**WHAT IS NEEDED:** Your reply should be one number: the count of lines holding the word "with".

--- begin SOURCE MATERIAL ---

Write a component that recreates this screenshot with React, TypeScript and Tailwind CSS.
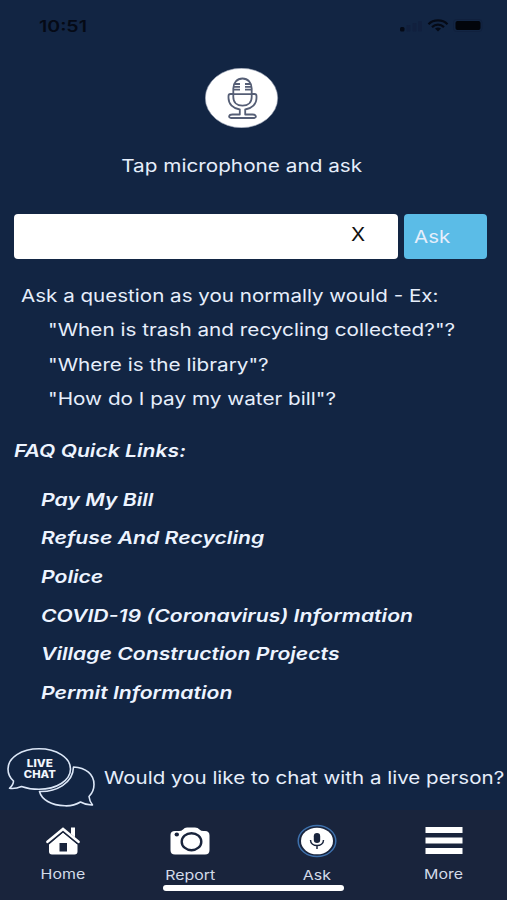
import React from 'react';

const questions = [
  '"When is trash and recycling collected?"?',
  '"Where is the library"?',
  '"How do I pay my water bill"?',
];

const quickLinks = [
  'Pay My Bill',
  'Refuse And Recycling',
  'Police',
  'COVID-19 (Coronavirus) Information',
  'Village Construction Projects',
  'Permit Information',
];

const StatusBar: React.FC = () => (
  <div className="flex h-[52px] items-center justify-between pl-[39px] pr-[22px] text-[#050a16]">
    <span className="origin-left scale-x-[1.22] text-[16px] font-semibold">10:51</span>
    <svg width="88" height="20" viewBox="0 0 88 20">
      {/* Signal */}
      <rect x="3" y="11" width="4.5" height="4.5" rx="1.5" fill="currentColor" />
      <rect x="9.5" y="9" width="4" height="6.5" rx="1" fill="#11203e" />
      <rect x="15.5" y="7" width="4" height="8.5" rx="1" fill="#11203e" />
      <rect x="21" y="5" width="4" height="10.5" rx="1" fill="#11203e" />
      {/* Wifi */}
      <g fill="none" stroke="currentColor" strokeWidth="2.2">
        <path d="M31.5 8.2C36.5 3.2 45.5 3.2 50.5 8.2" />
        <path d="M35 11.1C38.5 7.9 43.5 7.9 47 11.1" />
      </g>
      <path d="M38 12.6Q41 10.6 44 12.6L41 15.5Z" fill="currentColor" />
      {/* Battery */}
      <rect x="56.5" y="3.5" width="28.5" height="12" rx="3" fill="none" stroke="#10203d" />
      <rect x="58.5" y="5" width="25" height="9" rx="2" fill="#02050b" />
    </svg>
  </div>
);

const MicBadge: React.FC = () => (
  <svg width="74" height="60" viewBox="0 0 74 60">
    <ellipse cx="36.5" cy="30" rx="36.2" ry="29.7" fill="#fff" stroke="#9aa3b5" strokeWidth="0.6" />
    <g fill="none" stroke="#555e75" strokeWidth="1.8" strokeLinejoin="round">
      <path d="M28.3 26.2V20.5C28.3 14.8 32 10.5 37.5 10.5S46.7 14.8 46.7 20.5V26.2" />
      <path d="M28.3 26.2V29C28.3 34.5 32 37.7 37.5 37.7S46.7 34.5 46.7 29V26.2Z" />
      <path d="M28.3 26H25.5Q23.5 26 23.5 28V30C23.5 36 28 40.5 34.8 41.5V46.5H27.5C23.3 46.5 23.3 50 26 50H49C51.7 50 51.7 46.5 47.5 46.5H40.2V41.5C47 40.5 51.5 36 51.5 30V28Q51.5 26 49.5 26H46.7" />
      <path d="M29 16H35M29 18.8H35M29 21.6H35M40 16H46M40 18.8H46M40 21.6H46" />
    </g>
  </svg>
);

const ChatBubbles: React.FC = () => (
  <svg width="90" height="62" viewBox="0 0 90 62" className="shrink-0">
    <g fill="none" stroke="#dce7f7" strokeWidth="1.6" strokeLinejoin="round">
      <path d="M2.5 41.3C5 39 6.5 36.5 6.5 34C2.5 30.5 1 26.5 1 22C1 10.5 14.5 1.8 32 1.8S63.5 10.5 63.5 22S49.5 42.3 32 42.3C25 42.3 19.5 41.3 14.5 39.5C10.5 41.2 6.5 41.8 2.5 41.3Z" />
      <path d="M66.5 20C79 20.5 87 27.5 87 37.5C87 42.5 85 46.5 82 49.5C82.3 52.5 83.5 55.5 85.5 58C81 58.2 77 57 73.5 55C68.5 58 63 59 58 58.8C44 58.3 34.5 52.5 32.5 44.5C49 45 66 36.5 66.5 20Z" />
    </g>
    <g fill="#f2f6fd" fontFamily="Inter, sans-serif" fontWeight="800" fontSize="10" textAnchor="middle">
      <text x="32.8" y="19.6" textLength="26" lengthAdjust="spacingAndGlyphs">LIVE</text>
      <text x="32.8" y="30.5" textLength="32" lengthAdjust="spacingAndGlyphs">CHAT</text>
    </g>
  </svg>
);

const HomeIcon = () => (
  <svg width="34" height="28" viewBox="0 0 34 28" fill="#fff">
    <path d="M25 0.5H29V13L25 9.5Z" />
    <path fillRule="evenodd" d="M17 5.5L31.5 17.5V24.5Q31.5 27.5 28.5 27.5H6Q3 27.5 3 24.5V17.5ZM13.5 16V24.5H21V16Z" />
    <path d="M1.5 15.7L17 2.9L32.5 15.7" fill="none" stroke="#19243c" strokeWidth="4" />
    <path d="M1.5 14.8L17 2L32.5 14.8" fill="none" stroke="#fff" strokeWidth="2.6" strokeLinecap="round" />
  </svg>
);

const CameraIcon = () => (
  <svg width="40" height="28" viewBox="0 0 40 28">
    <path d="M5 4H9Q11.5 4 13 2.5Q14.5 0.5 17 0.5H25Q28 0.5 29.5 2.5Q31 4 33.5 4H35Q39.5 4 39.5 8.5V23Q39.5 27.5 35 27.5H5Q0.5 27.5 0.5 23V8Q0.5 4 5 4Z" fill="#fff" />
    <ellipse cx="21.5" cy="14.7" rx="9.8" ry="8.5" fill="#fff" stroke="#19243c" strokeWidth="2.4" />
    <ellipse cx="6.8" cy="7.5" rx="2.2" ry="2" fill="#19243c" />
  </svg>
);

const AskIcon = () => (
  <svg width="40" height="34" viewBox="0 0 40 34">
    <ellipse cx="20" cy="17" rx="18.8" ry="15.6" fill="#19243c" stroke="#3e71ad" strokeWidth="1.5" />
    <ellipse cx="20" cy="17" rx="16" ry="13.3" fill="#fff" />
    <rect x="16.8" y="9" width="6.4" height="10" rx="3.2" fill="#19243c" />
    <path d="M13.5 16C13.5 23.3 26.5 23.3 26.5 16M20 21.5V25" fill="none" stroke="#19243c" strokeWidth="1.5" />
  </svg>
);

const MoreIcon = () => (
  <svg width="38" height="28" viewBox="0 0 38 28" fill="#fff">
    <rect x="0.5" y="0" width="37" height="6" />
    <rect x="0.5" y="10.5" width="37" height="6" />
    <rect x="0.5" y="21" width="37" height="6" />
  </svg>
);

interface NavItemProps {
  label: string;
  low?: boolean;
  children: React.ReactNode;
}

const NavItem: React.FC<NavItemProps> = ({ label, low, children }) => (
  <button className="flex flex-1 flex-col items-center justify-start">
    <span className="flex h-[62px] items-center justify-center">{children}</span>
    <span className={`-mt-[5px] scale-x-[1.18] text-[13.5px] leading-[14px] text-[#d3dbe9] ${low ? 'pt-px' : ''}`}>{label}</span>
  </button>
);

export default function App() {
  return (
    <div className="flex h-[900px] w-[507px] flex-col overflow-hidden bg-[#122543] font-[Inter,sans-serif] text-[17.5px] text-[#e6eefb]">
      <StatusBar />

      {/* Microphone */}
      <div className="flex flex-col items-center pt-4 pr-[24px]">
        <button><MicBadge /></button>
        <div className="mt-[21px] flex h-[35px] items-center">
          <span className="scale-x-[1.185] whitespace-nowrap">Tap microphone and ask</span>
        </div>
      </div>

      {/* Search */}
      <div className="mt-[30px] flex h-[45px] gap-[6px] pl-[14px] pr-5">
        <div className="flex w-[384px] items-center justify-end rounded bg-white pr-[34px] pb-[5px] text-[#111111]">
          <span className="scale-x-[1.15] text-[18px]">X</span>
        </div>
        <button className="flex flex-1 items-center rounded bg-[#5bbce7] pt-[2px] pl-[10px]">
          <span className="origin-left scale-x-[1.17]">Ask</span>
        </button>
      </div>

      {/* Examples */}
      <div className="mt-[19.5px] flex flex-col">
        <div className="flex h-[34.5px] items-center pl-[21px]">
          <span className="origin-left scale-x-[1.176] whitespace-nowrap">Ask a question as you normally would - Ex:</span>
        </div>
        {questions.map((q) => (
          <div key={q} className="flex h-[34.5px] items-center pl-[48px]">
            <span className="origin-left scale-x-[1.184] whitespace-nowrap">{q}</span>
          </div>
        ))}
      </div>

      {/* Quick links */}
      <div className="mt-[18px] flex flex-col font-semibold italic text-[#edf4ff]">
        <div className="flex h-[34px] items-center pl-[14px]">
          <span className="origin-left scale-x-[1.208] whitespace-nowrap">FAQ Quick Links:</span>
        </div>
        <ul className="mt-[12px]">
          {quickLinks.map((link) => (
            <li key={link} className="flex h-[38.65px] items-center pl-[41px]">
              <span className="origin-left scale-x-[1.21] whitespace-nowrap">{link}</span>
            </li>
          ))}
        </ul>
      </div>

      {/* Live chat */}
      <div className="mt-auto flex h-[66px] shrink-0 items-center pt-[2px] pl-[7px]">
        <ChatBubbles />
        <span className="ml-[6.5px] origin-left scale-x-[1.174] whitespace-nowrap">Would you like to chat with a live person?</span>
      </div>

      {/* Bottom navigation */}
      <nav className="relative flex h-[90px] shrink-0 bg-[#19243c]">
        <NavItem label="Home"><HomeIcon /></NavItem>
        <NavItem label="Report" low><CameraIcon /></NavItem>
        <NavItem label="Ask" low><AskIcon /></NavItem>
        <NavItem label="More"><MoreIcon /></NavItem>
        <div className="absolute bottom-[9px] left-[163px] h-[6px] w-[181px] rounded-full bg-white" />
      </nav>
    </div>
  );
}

--- end SOURCE MATERIAL ---

**RESULT:** 2